At 17 billion parameters, Turing NLG is twice the size as Nvidia’s Megatron, now the second biggest Transformer model, and includes 10 times as many parameters as OpenAI’s GPT-2. Turing NLG achieves state-of-the-art results on a range of NLP tasks.

Like Google’s Meena and initially with GPT-2, Turing NLG may initially only being shared in private demos.

Language generation models with the Transformer architecture simply predict the word that comes next, and can be used to write stories, generate answers in complete sentences, and summarize text.

Experts from across the AI field told VentureBeat 2019 was a seminal year for NLP models using the Transformer architecture, an approach that led to advances in language generation and GLUE benchmark leaders like Facebook’s RoBERTa, Google’s XLNet, and Microsoft‘s MT-DNN.

Also today: Microsoft open-sourced DeepSpeed, a deep learning library that’s optimized for developers to deliver low latency, high throughput inference.

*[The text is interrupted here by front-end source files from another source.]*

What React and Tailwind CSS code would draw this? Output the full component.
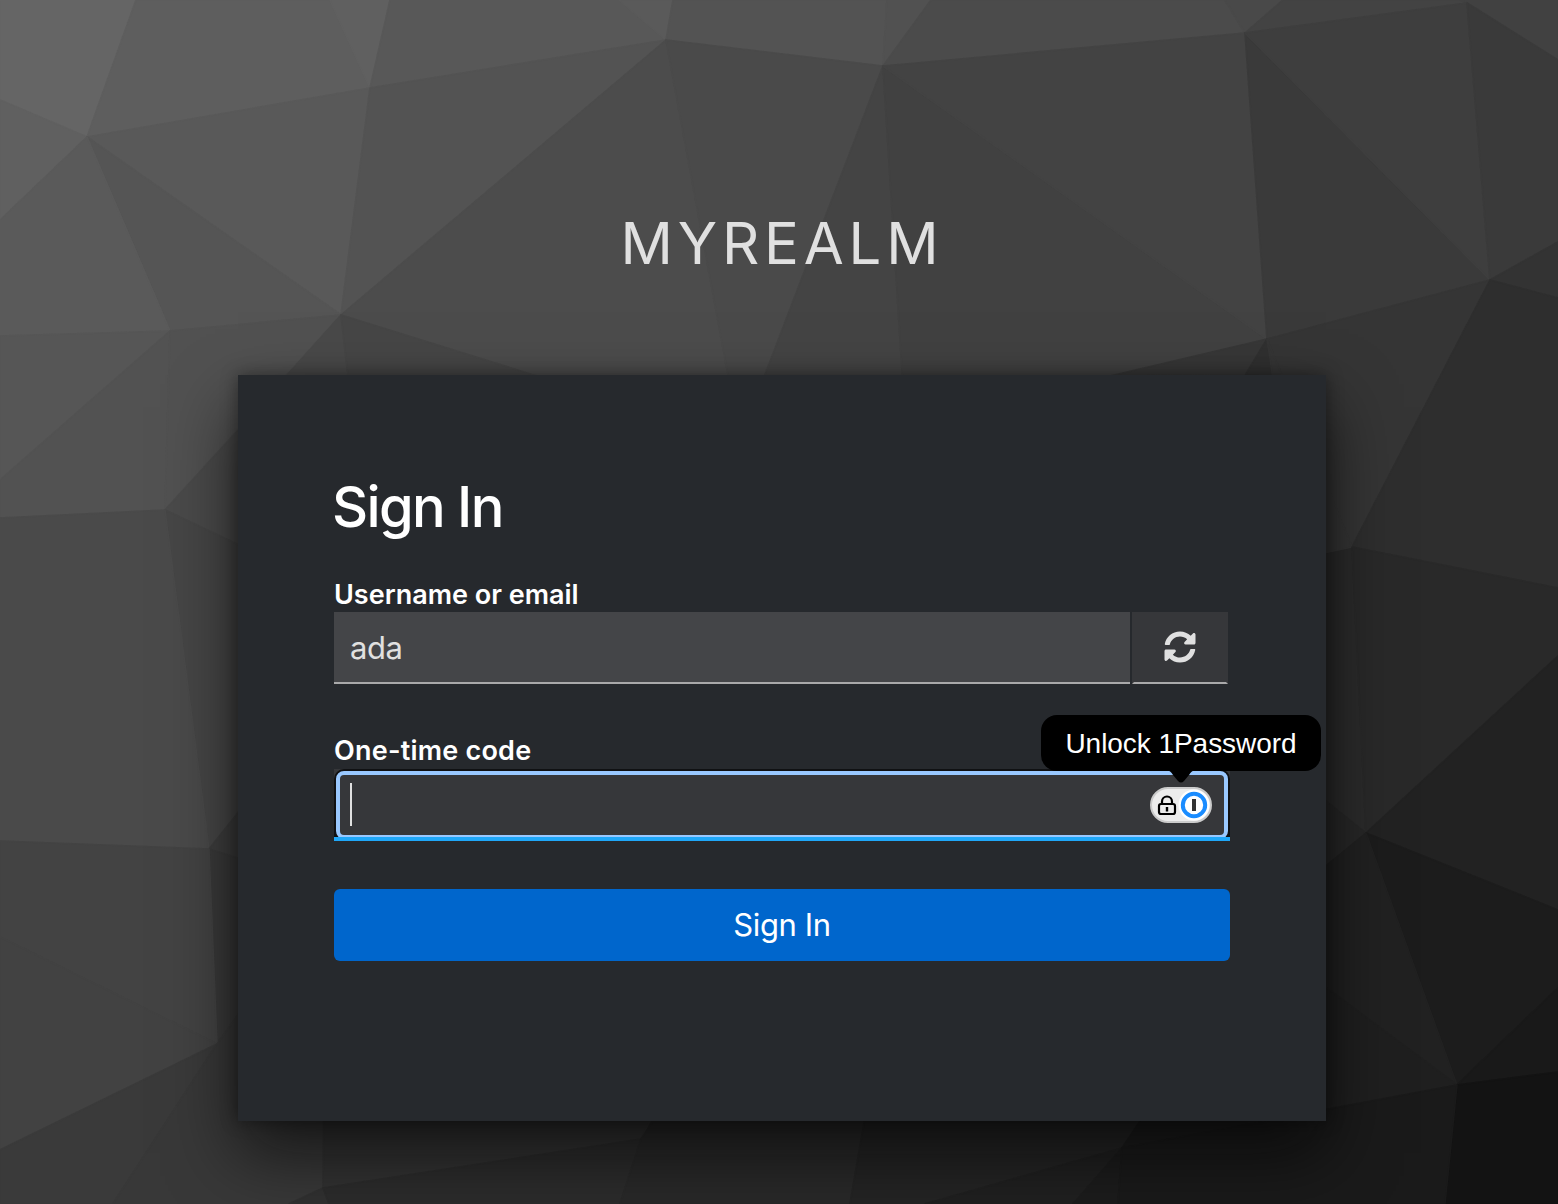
import React, { useState } from 'react';
import { FaSyncAlt } from 'react-icons/fa';

const facets = [
  { points: '0,0 136,0 87,137 0,100', fill: '#656565' },
  { points: '0,100 87,137 0,220', fill: '#606060' },
  { points: '136,0 330,0 370,88 87,137', fill: '#5e5e5e' },
  { points: '330,0 390,0 370,88', fill: '#606060' },
  { points: '390,0 619,0 666,40 370,88', fill: '#585858' },
  { points: '619,0 673,0 666,40', fill: '#5a5a5a' },
  { points: '673,0 887,0 883,66 666,40', fill: '#535353' },
  { points: '887,0 931,0 883,66', fill: '#515151' },
  { points: '931,0 1225,0 1245,33 883,66', fill: '#4b4b4b' },
  { points: '1225,0 1283,0 1245,33', fill: '#494949' },
  { points: '1283,0 1460,0 1467,3 1245,33', fill: '#434343' },
  { points: '1460,0 1558,0 1558,60 1467,3', fill: '#414141' },
  { points: '87,137 370,88 341,315', fill: '#595959' },
  { points: '87,137 341,315 170,331', fill: '#555555' },
  { points: '0,220 87,137 170,331 0,336', fill: '#5a5a5a' },
  { points: '370,88 666,40 341,315', fill: '#535353' },
  { points: '341,315 666,40 740,440', fill: '#4c4c4c' },
  { points: '666,40 883,66 740,440', fill: '#4a4a4a' },
  { points: '883,66 910,500 740,440', fill: '#444444' },
  { points: '883,66 1267,339 906,435', fill: '#414141' },
  { points: '883,66 1245,33 1267,339', fill: '#434343' },
  { points: '1245,33 1490,280 1267,339', fill: '#3a3a3a' },
  { points: '1245,33 1467,3 1490,280', fill: '#3e3e3e' },
  { points: '1467,3 1558,60 1558,242 1490,280', fill: '#3a3a3a' },
  { points: '1490,280 1558,242 1558,298', fill: '#333333' },
  { points: '1267,339 1245,375 1110,376', fill: '#373737' },
  { points: '1267,339 1281,380 1240,384', fill: '#303030' },
  { points: '1267,339 1490,280 1352,547', fill: '#353535' },
  { points: '1490,280 1558,298 1558,588 1352,547', fill: '#2e2e2e' },
  { points: '0,336 170,331 0,480', fill: '#565656' },
  { points: '0,480 170,331 165,510 0,518', fill: '#525252' },
  { points: '170,331 341,315 165,510', fill: '#515151' },
  { points: '341,315 353,400 260,405', fill: '#494949' },
  { points: '341,315 540,377 350,395', fill: '#464646' },
  { points: '165,510 260,406 260,555', fill: '#4a4a4a' },
  { points: '165,510 260,555 260,790 209,849', fill: '#464646' },
  { points: '0,518 165,510 209,849 0,841', fill: '#4a4a4a' },
  { points: '209,849 260,785 260,865', fill: '#3e3e3e' },
  { points: '209,849 260,865 260,985 217,1044', fill: '#3a3a3a' },
  { points: '0,841 209,849 217,1044 0,937', fill: '#434343' },
  { points: '0,937 217,1044 0,1150', fill: '#424242' },
  { points: '0,1150 217,1044 113,1204 0,1204', fill: '#3a3a3a' },
  { points: '217,1044 260,985 324,1100 323,1188 289,1204 113,1204', fill: '#383838' },
  { points: '289,1204 323,1188 329,1204', fill: '#313131' },
  { points: '324,1100 660,1100 641,1139 323,1188', fill: '#323232' },
  { points: '323,1188 641,1139 620,1204 329,1204', fill: '#2c2c2c' },
  { points: '641,1139 668,1100 868,1100 850,1204 620,1204', fill: '#292929' },
  { points: '868,1100 1154,1100 1122,1148 925,1204 850,1204', fill: '#242424' },
  { points: '1122,1148 1073,1204 925,1204', fill: '#202020' },
  { points: '1122,1148 1118,1204 1073,1204', fill: '#1c1c1c' },
  { points: '1154,1100 1300,1100 1300,1115 1122,1148', fill: '#1c1c1c' },
  { points: '1300,542 1352,547 1366,833 1300,784', fill: '#2b2b2b' },
  { points: '1267,339 1352,547 1300,558', fill: '#353535' },
  { points: '1352,547 1558,588 1558,656 1366,833', fill: '#292929' },
  { points: '1366,833 1558,656 1558,910', fill: '#222222' },
  { points: '1300,780 1366,833 1300,887', fill: '#272727' },
  { points: '1366,833 1558,910 1558,988 1457,1085', fill: '#1c1c1c' },
  { points: '1300,887 1366,833 1457,1085 1300,968', fill: '#212121' },
  { points: '1300,968 1457,1085 1300,1114', fill: '#1f1f1f' },
  { points: '1457,1085 1558,988 1558,1072', fill: '#191919' },
  { points: '1457,1085 1558,1072 1558,1204 1445,1204', fill: '#131313' },
  { points: '1122,1148 1457,1085 1445,1204 1118,1204', fill: '#1a1a1a' },
];

const Backdrop = () => (
  <svg className="absolute inset-0 w-full h-full" viewBox="0 0 1558 1204" preserveAspectRatio="xMidYMid slice" aria-hidden="true">
    {facets.map((facet) => (
      <polygon
        key={facet.points}
        points={facet.points}
        fill={facet.fill}
        stroke={facet.fill}
        strokeWidth="1.6"
        strokeLinejoin="round"
      />
    ))}
  </svg>
);

const UnlockBadge = () => (
  <svg className="block w-[62px] h-9" viewBox="0 0 62 36" fill="none">
    <rect x="1" y="1" width="60" height="34" rx="17" fill="#ececec" stroke="#cbcbcb" strokeWidth="2" />
    <circle cx="44" cy="18" r="15.5" fill="#fff" />
    <rect x="9" y="17" width="16" height="10" rx="2" stroke="#000" strokeWidth="2.2" />
    <path d="M12 17v-2.500a5 5 0 0 1 10 0v2.500" stroke="#000" strokeWidth="2.2" />
    <path d="M17 20v4.500" stroke="#000" strokeWidth="2.4" />
    <circle cx="44" cy="18" r="11.200" stroke="#1a8cff" strokeWidth="4" />
    <rect x="42" y="12" width="4" height="12" fill="#333" />
  </svg>
);

const App = () => {
  const [username] = useState('ada');

  return (
    <div className="relative w-full h-[1204px] overflow-hidden bg-[#2b2b2b] font-['Inter',sans-serif]">
      <Backdrop />

      <div className="relative flex flex-col items-center pl-1.5">
        <header className="h-[375px] pt-[207px]">
          <h1 className="text-[58px] leading-[72px] tracking-[4.8px] text-[#e0e0e0] whitespace-nowrap">MYREALM</h1>
        </header>

        <main className="w-[1088px] h-[746px] px-24 pt-24 bg-[#26292d] shadow-[0_32px_64px_rgba(3,3,3,0.64),0_0_16px_rgba(3,3,3,0.4)]">
          <h2 className="-ml-0.5 h-[73px] text-[56px] leading-[73px] font-medium tracking-[-1.7px] text-white">Sign In</h2>

          <form className="flex flex-col" onSubmit={(e) => e.preventDefault()}>
            <label className="mt-[30px] h-[38px] text-[27px] leading-[41px] font-semibold text-white">Username or email</label>
            <div className="flex gap-0.5 h-[72px]">
              <div className="w-[796px] pl-4 bg-[#444548] border-b-2 border-[#a9a9aa] text-[31px] leading-[72px] tracking-[-0.5px] text-[#e0e0e0]">
                {username}
              </div>
              <button
                type="button"
                className="flex w-24 items-center justify-center bg-[#36373a] border-x-2 border-b-2 border-x-transparent border-b-[#a9a9aa]"
              >
                <FaSyncAlt className="size-8 text-[#e0e0e0]" />
              </button>
            </div>

            <label className="mt-[47px] h-[38px] text-[27px] leading-[39px] font-semibold tracking-[0.22px] text-white">One-time code</label>
            <div className="relative h-[72px] bg-[#36373a] border-b-4 border-[#1fa7f8]">
              <div className="h-full pt-0.5 px-0.5 overflow-hidden rounded-t-[10px] bg-[#101113]">
                <div className="flex h-[68px] items-start justify-between rounded-lg border-4 border-[#99c8ff] bg-[#36373a] pl-2.5 pr-3">
                  <span className="mt-2 w-0.5 h-[43px] bg-[#e0e0e0]" />
                  <span className="mt-3">
                    <UnlockBadge />
                  </span>
                </div>
              </div>
              <div className="absolute right-[-91px] -top-[54px] flex w-[280px] h-14 items-center justify-center rounded-2xl bg-black pt-0.5 font-['Liberation_Sans',sans-serif] text-[28px] tracking-[-0.05px] text-white whitespace-nowrap">
                Unlock 1Password
                <svg className="absolute top-[55px] left-[126px] w-7 h-[13px]" viewBox="0 0 28 13">
                  <path d="M0 0c3 1 4 2 6 5l5 6q3 3 6 0l5-6c2-3 3-4 6-5z" fill="#000" />
                </svg>
              </div>
            </div>

            <button type="submit" className="mt-12 h-[72px] rounded-md bg-[#0066cc] text-[31px] leading-[72px] tracking-[-0.4px] text-white">
              Sign In
            </button>
          </form>
        </main>
      </div>
    </div>
  );
};

export default App;
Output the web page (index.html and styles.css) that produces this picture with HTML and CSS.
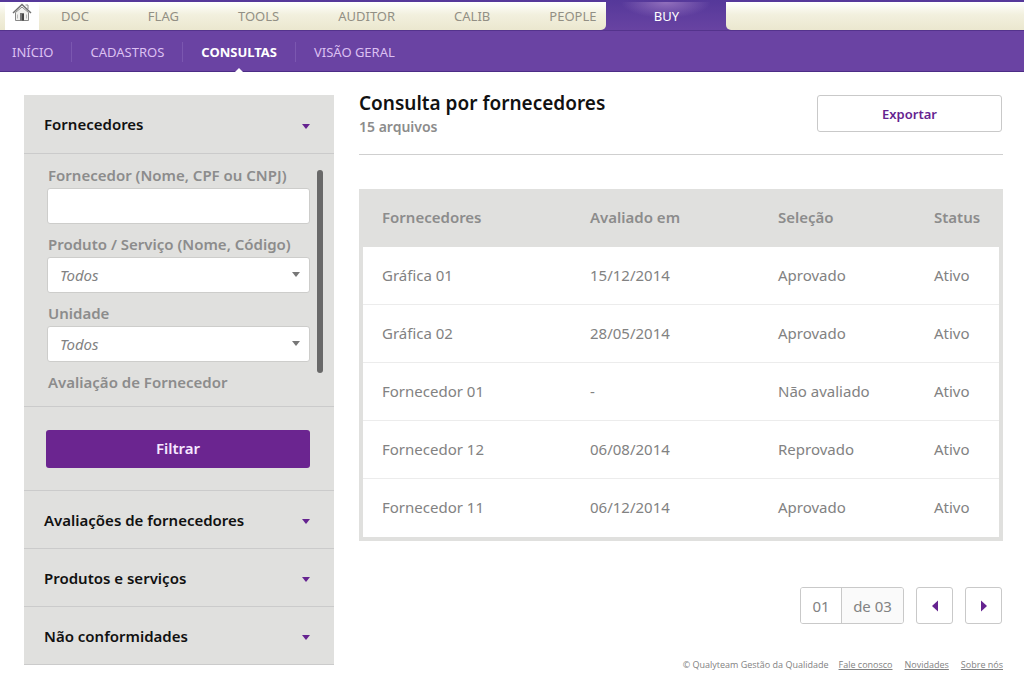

DeepSpeed contains the Zero Redundancy Optimizer or ZeRO for training models with 100 million parameters or more at scale, which Microsoft used to train Turing NLG.

“Beyond saving our users time by summarizing documents and emails, T-NLG can enhance experiences with the Microsoft Office suite by offering writing assistance to authors and answering questions that readers may ask about a document,” Microsoft AI Research applied scientist Corby Rossett said in a blog post today.

Both DeepSpeed and ZeRO are being made available to developers and machine learning practitioners because training large networks like those that utilize the Transformer architecture can be expensive and encounter issues at scale.

In other natural language AI news, Google’s DeepMind today released the Compressive Transformer long-range memory model and PG19, a benchmark for analyzing the performance of book-length language generation.